Salía sonriendo con su cara de todavía no. Aún había tiempo para otro pisco sour a escondidas.
Salía sonriendo con su cara de todavía no. Aún había tiempo para otro pisco sour a escondidas.
Jaime Bedoya

Los primeros recuerdos lo sitúan repitiendo con entonación variable —a veces dulce, otras iracundo— una serie de refranes y sentencias propias de su entendimiento caballeroso de la vida: el honor, la amistad y, no menos importante, el obligatorio carpe diem con copa, aceitunas y gente noble al lado. Niños incluidos, qué paciencia. Cada uno de sus hijos tenía un apodo propio, que pronunciaba sonriendo. Cuando lo hacía, su bigote sonreía con él y su mirada se reducía a una línea irreversiblemente feliz.

Relataba pasados años de aventura y atrevimiento. Una excursión fílmica a la selva. Un accidente en motoneta en el Campo de Marte. Una vértebra zafada jugando squash en el Lawn Tennis.
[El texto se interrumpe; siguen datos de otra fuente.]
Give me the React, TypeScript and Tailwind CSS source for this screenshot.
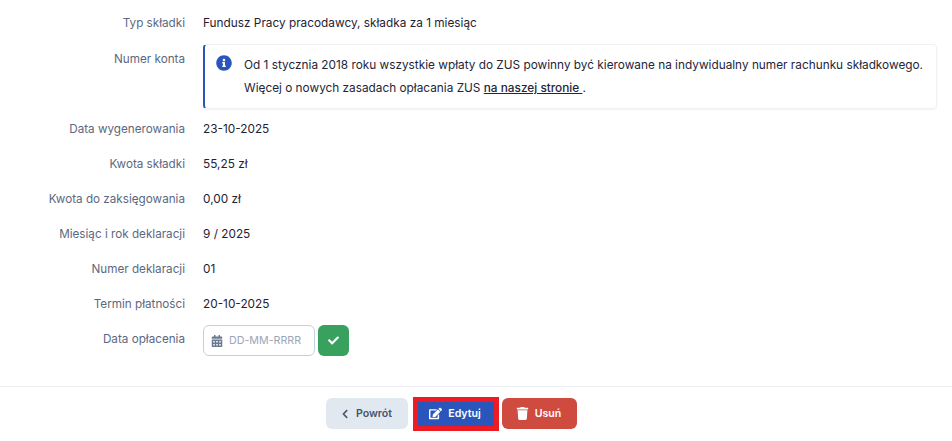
import { FaInfoCircle, FaCalendarAlt, FaCheck, FaChevronLeft, FaEdit, FaTrash } from "react-icons/fa";

const Row = ({ label, value }: { label: string; value: string }) => (
  <div className="flex h-[35px] items-center">
    <div className="w-[185px] text-right text-[#5c6880] text-[11.7px]">{label}</div>
    <div className="ml-[18px] text-[#1f2233]">{value}</div>
  </div>
);

export default function App() {
  return (
    <div className="w-[952px] h-[441px] bg-white overflow-hidden text-[11.82px] leading-[18px] font-['Inter',sans-serif] flex flex-col">
      <div className="pt-[5px] flex-1">
        <Row label="Typ składki" value="Fundusz Pracy pracodawcy, składka za 1 miesiąc" />
        <div className="flex pt-[4px] h-[71px]">
          <div className="w-[185px] text-right text-[#5c6880] text-[11.7px] pt-[6px]">Numer konta</div>
          <div className="ml-[18px] w-[734px] h-[65px] rounded-[4px] border border-[#f0f1f4] border-l-2 border-l-[#2a56bc] shadow-[0_1px_2px_rgba(0,0,0,0.05)] flex pl-[11px] pt-[9px]">
            <FaInfoCircle className="text-[#2a56bc] text-[16px] mt-[1px] shrink-0" />
            <div className="ml-[12px] text-[#23263a] leading-[23px]">
              <div>Od 1 stycznia 2018 roku wszystkie wpłaty do ZUS powinny być kierowane na indywidualny numer rachunku składkowego.</div>
              <div>Więcej o nowych zasadach opłacania ZUS <span className="underline font-medium">na naszej stronie </span> .</div>
            </div>
          </div>
        </div>
        <Row label="Data wygenerowania" value="23-10-2025" />
        <Row label="Kwota składki" value="55,25 zł" />
        <Row label="Kwota do zaksięgowania" value="0,00 zł" />
        <Row label="Miesiąc i rok deklaracji" value="9 / 2025" />
        <Row label="Numer deklaracji" value="01" />
        <Row label="Termin płatności" value="20-10-2025" />
        <div className="flex h-[35px] items-center">
          <div className="w-[185px] text-right text-[#5c6880] text-[11.7px]">Data opłacenia</div>
          <div className="ml-[18px] h-full pt-[4px] flex items-start gap-[3px]">
            <div className="w-[112px] h-[31px] rounded-[6px] border border-[#c5d0dc] flex items-center pl-[7px] gap-[6px]">
              <FaCalendarAlt className="text-[#6b7a90] text-[12px]" />
              <span className="text-[#9aa6b8] text-[10.7px]">DD-MM-RRRR</span>
            </div>
            <div className="w-[31px] h-[31px] rounded-[6px] bg-[#38a15e] flex items-center justify-center">
              <FaCheck className="text-white text-[11px]" />
            </div>
          </div>
        </div>
      </div>
      <div className="h-[55px] border-t border-[#ecedf2] flex justify-center items-center gap-[3px] pb-[1px] pr-[49px] font-semibold text-[10.6px]">
        <button className="w-[82px] h-[31px] rounded-[6px] bg-[#e2e8f0] text-[#45556c] flex items-center justify-center gap-[6px] pr-[2px]">
          <FaChevronLeft className="text-[10px]" />Powrót
        </button>
        <div className="ml-[2px] border-[5px] border-[#ed1c24]">
          <button className="w-[76px] h-[24px] bg-[#2a56bc] text-white flex items-center justify-center gap-[6px] pr-[2px]">
            <FaEdit className="text-[13px]" />Edytuj
          </button>
        </div>
        <button className="w-[75px] h-[31px] rounded-[6px] bg-[#cf4b40] text-white flex items-center justify-center gap-[6px] pr-[2px]">
          <FaTrash className="text-[13px]" />Usuń
        </button>
      </div>
    </div>
  );
}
Gripe asiática en Nueva York desde donde volvió con sobretodo caqui que disimulaba delgadez que pasaba por cosmopolitismo. Las maletas olían a lo que entonces se suponía olían los aviones, los regalos, el retorno.
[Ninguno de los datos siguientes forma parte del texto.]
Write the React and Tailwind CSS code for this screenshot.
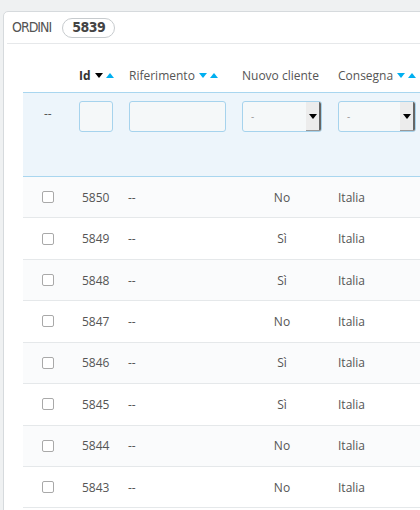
import React from "react";

const font = { fontFamily: '"Open Sans", "Liberation Sans", sans-serif' };

function Down({ color }) {
  return (
    <svg width="8" height="5" viewBox="0 0 8 5" className="inline-block">
      <path d="M0 0 L8 0 L4 5 Z" fill={color} />
    </svg>
  );
}
function Up({ color }) {
  return (
    <svg width="8" height="5" viewBox="0 0 8 5" className="inline-block">
      <path d="M0 5 L8 5 L4 0 Z" fill={color} />
    </svg>
  );
}

function Select({ w }) {
  return (
    <div
      className={`flex h-[31px] ${w} rounded-[3px] border border-[#a6d3ed] bg-[#f5f8f9] overflow-hidden`}
    >
      <div className="flex-1 flex items-center pl-[8px] text-[10px] text-[#999]">-</div>
      <div className="w-[15px] h-full bg-[#ececec] border-r-2 border-r-[#666] border-b border-b-[#999] flex items-center justify-center">
        <Down color="#000" />
      </div>
    </div>
  );
}

const rows = [
  ["5850", "No"],
  ["5849", "Sì"],
  ["5848", "Sì"],
  ["5847", "No"],
  ["5846", "Sì"],
  ["5845", "Sì"],
  ["5844", "No"],
  ["5843", "No"],
];

const cols = "grid grid-cols-[56px_50px_113px_96px_96px_1fr]";
const cond = { fontFamily: '"DejaVu Sans Condensed", "DejaVu Sans", sans-serif', fontStretch: "condensed" };

export default function App() {
  return (
    <div className="w-[420px] h-[510px] overflow-hidden bg-[#eff1f2]" style={font}>
      <div className="ml-[3px] mt-[11px] w-[600px] h-[600px] bg-white border border-[#d6dadd] rounded-tl-[5px]">
        <div className="ml-[3px] h-[32px] border-b border-[#e6e8ea] flex items-center pl-[5px]">
          <span className="text-[14px] text-[#555] tracking-[-1px]" style={cond}>
            ORDINI
          </span>
          <span
            className="ml-[11px] h-[20px] w-[53px] rounded-full border border-[#c7cbce] flex items-center justify-center text-[14px] font-bold text-[#444] tracking-[-0.5px]"
            style={cond}
          >
            5839
          </span>
        </div>
        <div className="ml-[19px] text-[12px] leading-[17px] text-[#555]">
          <div className={`${cols} h-[48px] items-end pb-[8px]`}>
            <div />
            <div className="flex items-center gap-[3px]">
              <span className="font-bold text-[#333] mr-[1px]">Id</span>
              <Down color="#000" />
              <Up color="#00aff0" />
            </div>
            <div className="flex items-center gap-[3px]">
              <span className="mr-[1px]">Riferimento</span>
              <Down color="#00aff0" />
              <Up color="#00aff0" />
            </div>
            <div>Nuovo cliente</div>
            <div className="flex items-center gap-[3px]">
              <span className="mr-[1px]">Consegna</span>
              <Down color="#00aff0" />
              <Up color="#00aff0" />
            </div>
          </div>
          <div className={`${cols} h-[85px] bg-[#edf5fb] border-y border-[#a9d6ef] pt-[8px]`}>
            <div className="pl-[21px] pt-[4px]">--</div>
            <div>
              <div className="w-[34px] h-[31px] rounded-[3px] border border-[#a6d3ed] bg-[#f5f8f9]" />
            </div>
            <div>
              <div className="w-[97px] h-[31px] rounded-[3px] border border-[#a6d3ed] bg-[#f5f8f9]" />
            </div>
            <div>
              <Select w="w-[80px]" />
            </div>
            <div>
              <Select w="w-[78px]" />
            </div>
          </div>
          {rows.map(([id, nuovo], i) => (
            <div
              key={id}
              className={`${cols} h-[41.43px] items-center border-b border-[#e5e8ea] ${
                i % 2 === 0 ? "bg-[#fafbfc]" : "bg-white"
              }`}
            >
              <div className="pl-[19px] flex items-center">
                <div className="w-[12px] h-[12px] rounded-[2px] border border-[#a9a9a9] bg-white" />
              </div>
              <div className="pl-[3px]">{id}</div>
              <div className="-ml-[1px]">--</div>
              <div className="text-center pr-[16px]">{nuovo}</div>
              <div>Italia</div>
            </div>
          ))}
        </div>
      </div>
    </div>
  );
}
Cada tarde dos sonidos anunciaban su llegada a casa después del trabajo: primero las llaves del Buick Skylark, azul y alongada nave de arrogantes ocho cilindros, caían sobre un plato de vidrio. Inmediatamente después un silbido bitonal fungía en saludo general. Los hijos se precipitaban desde las escaleras para colgarse a alguna de sus canillas.

No hacía deportes (el disco zafado). Pero disfrutaba usar aletas y en piscina, ese mar controlable. Trepaba a su prole sobre un colchón inflable y la paseaba por los confines infantilmente infinitos de una alberca de agua salada en Santa María. No sabía nadar, solo patalear. Una vez se le cayó el menor al agua. Lo sacó de los pelos, semiasfixiado. Un Neptuno discreto y confiable.
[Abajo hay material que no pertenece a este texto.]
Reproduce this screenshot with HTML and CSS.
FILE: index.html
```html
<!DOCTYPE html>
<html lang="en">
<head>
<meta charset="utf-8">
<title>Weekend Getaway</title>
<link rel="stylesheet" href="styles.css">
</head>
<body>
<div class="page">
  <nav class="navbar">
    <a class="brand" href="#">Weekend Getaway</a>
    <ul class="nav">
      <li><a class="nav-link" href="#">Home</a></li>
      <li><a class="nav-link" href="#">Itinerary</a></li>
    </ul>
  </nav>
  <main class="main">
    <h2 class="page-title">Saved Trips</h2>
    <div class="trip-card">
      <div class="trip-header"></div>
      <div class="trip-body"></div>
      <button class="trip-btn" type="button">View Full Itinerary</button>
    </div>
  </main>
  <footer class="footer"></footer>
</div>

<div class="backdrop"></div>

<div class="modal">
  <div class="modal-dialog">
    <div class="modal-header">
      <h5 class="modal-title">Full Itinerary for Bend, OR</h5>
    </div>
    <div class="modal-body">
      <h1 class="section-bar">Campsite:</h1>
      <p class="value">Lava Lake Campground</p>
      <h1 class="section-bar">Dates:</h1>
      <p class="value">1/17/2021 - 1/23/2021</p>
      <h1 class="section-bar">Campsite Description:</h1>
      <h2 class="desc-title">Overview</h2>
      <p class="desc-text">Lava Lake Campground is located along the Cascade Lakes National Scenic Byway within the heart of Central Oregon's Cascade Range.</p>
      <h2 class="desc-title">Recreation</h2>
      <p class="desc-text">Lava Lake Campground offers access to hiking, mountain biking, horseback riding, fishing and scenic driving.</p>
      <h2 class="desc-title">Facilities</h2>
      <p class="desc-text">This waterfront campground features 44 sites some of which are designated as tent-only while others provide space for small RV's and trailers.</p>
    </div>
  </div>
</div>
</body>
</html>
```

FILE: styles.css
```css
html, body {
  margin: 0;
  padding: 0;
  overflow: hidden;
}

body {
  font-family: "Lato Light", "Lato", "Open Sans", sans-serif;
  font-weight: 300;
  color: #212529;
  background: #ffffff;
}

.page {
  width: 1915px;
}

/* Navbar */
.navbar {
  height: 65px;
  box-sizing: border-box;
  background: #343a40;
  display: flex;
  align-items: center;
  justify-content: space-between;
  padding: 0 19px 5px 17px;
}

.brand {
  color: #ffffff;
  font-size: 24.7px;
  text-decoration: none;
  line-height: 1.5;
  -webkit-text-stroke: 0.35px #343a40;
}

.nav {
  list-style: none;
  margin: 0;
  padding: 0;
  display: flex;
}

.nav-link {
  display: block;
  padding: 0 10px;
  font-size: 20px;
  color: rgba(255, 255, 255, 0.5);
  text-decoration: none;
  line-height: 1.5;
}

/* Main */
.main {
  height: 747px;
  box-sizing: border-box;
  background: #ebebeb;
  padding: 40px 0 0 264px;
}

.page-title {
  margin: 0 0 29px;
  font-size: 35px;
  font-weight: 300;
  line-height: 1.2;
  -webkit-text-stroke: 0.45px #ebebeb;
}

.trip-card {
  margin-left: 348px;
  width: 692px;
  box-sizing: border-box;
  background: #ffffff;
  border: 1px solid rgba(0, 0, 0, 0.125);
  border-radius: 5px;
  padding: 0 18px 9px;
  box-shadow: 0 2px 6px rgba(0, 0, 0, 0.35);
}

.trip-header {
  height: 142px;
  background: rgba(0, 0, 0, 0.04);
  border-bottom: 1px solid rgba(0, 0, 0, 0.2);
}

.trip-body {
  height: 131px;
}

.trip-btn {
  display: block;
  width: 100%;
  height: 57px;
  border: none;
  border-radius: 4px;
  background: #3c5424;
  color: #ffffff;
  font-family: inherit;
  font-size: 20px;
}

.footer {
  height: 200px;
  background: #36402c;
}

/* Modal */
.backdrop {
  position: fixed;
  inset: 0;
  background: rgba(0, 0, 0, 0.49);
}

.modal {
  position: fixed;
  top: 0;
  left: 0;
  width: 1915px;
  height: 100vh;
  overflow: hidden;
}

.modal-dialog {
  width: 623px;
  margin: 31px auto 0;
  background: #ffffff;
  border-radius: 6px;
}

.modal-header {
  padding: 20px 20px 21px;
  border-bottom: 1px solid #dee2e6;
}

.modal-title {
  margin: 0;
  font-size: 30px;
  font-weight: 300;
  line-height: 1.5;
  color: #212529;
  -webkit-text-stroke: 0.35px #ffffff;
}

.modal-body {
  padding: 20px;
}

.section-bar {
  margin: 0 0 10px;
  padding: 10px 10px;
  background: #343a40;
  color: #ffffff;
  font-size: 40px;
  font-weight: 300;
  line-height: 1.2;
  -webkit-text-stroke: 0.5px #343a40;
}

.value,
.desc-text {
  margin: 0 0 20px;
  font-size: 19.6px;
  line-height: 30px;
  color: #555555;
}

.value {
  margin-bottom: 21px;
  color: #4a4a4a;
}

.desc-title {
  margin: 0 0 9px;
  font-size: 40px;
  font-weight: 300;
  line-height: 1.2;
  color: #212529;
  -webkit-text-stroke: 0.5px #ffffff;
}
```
Como parte del pasado que sus hijos no conocieron conservaba un maletín de fotografía con equipos, lentes, trípodes y fotómetros. Tenía una predilección por lo atesorable aplicado a paisajes y personas. Fotografiaba a sus hijos como si fueran héroes minúsculos: una de las niñas con un vestido amarillo, sonrisa de dos dientes de leche, sorprendida a medio paso en un movimiento perpetuamente perfecto. El primer varón trepado sobre la inmensa llanta de un volquete como primera e inadvertida lección sobre el valor de la perspectiva.

Su madurez coincidió con la adolescencia ajena. Inútiles e inevitables reproches hicieron que se perdiera tiempo a manera de ley de vida. El pasado amable y la persistencia de lo caballeresco permitieron sortear tempestades inocuas, distractivas: “La sangre pesa más que el agua”, era una de sus sentencias favoritas. Conoció a los hijos de sus hijos, el retorno de la maravilla y la idolatría a pequeños tiranos. Hasta que un día resultó que la armadura del caballero no era invulnerable. Nadie quiere decir cáncer cuando recién aparece. Luego repites tanto la palabra que deja de tener sentido y vuelves a la vida con un hambre que no conocías.

Entraba inconsciente a Cuidados Intensivos. Salía sonriendo con su cara de todavía no. Aún había tiempo para otro pisco sour a escondidas o que Javier Wong viniera a cocinarle a casa, la felicidad con cuenta regresiva aplicable hasta al más saludable. Se dio el lujo de revisitar a sus hijos cuando ya todos estaban lejos de la inocencia pero por siempre denominados por esos apodos incomprensibles para el resto del mundo. Los nietos, nuevas versiones del mismo, conocieron su última y mejor versión.

Visitar una tumba es mirar un nombre sobre una lápida, recalcular el espacio que ocupa la ausencia, y anticipar que un día será tu hijo quien lea tu nombre ahí. Cómo lograr que cuando lo haga valga la pena. Como ahora.